The Canadian drought of the 1930s is of special importance because of its areal extent and severity, and because of the government policies, programs and farming practices that resulted. The drought began in 1929 and continued, with some respites, until midsummer of 1937. Some 7.3 million ha, one-quarter of the arable land in Canada, was affected. Severe wind erosion of the topsoil compounded the effects of the drought. Consequently, many farms were abandoned and farm families moved elsewhere (see History of Agriculture; Great Depression).
The drought of the 1930s brought into being federal and provincial government agencies to develop and manage drought-alleviation programs, the most notable being the Prairie Farm Rehabilitation Administration (PFRA) created by an Act of Parliament in 1935. PFRA was established to help prairie farmers cope with drought by providing financial and technical assistance in the building of water-storage reservoirs such as dugouts and small dams. Submarginal farming lands were taken over by PFRA, regrassed and turned into community pastures. The farmers were assisted in moving to more suitable areas, including areas on which farm irrigation was being practised.

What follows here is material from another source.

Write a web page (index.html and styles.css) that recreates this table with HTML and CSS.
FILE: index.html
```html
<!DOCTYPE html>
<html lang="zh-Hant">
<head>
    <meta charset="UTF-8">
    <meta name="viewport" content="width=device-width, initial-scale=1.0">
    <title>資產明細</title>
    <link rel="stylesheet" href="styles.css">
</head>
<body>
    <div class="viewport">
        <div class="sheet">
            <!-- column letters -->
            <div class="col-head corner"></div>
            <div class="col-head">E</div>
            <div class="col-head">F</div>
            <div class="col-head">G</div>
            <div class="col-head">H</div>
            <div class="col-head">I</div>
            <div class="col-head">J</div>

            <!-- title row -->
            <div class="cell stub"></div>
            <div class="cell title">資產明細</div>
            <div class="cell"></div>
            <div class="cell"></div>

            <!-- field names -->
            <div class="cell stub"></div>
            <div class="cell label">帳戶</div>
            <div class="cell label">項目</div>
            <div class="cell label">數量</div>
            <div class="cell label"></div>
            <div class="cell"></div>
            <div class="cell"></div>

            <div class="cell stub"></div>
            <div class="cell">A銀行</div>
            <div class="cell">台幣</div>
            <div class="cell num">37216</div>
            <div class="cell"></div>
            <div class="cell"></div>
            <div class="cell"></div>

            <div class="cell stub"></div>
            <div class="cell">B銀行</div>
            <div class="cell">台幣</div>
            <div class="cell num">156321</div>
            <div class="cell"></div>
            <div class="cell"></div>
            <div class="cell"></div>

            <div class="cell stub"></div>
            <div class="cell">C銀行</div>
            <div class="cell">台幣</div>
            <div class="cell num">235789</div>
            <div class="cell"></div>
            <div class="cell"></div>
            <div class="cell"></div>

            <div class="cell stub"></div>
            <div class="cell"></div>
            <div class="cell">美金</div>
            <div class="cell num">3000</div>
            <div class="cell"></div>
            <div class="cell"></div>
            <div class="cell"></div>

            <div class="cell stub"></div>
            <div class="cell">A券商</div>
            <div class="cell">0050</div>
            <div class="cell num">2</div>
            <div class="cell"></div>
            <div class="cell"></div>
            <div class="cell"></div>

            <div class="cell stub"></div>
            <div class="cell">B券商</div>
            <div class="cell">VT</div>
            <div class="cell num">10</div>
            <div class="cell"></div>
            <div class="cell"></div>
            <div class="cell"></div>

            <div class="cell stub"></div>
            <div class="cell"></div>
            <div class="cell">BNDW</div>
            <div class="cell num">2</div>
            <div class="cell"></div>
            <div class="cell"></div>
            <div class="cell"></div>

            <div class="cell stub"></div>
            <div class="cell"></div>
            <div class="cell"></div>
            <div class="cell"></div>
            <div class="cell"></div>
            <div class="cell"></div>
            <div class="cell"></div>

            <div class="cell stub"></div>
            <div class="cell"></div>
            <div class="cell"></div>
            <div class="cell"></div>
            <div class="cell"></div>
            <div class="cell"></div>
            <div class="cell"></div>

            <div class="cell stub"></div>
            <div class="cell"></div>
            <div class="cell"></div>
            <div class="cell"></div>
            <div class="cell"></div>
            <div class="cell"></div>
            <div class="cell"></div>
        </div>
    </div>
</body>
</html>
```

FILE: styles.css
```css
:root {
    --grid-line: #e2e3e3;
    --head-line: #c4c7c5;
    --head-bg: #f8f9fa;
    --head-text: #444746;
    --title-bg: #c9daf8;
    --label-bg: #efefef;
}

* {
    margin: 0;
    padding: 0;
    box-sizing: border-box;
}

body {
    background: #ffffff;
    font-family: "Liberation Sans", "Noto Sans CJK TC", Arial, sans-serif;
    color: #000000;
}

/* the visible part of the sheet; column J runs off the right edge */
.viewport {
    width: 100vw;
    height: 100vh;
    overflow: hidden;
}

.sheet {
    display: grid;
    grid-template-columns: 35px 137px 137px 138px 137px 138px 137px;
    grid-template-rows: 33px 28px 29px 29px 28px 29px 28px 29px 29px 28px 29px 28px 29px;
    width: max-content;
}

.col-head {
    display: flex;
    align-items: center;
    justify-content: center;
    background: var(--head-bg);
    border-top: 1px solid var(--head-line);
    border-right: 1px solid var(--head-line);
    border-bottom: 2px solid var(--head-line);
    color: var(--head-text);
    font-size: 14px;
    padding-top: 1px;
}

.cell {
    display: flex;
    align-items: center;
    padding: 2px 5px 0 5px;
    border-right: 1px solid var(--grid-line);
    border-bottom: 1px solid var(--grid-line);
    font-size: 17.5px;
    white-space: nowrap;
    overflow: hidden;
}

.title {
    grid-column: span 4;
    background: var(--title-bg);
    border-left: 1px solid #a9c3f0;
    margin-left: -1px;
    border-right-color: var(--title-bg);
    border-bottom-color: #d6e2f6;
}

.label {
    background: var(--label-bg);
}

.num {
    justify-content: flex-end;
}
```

The Dominion experimental farm system was expanded to provide research and advice to farmers on cropping and cultivation practices more suitable to drought conditions (see Agricultural Research Stations). The federal Indian Head Tree Nursery provided trees, free of charge, to prairie farmers for shelter belts to control soil drifting and to trap snow. New tillage machines were developed, which disturbed the soil as little as possible and therefore decreased soil susceptibility to wind erosion.
Alleviation programs developed during the 1930s have been modified and expanded on the basis of experience gained during subsequent dry periods. Agencies of the governments of Alberta, Saskatchewan and Manitoba developed programs, alone and in combination with federal agencies, to provide facilities enabling overland pumping of water to fill small reservoirs, cattle-feed assistance, and wells and irrigation projects.
Future Droughts
Based on recorded and inferred evidence, droughts are a recurring phenomenon. Given the ongoing issue of climate change and generally warmer temperatures, there is concern that droughts will increase in frequency in the future although there is considerable uncertainty.
The difficulty of forecasting the timing, extent and severity of droughts should not deter the development of contingency plans. In many areas of Canada, water uses for agricultural, municipal and industrial purposes are rapidly reaching the limits of natural supplies. Thus, there is always the possibility that a severe drought could cause a serious disturbance to the Canadian economy. Study and planning could alleviate many of the hardships of a drought.
One necessary prerequisite in planning for future droughts is the gathering of information. Precipitation, stream-flow and water-level data, gathered by Environment Canada in particular, are supplemented by information collected by provincial agencies. Statistical analyses can be made to determine long-term average conditions, the possible start of a drought and the severity of an ongoing drought. Mechanisms to alleviate drought hardships can then be activated.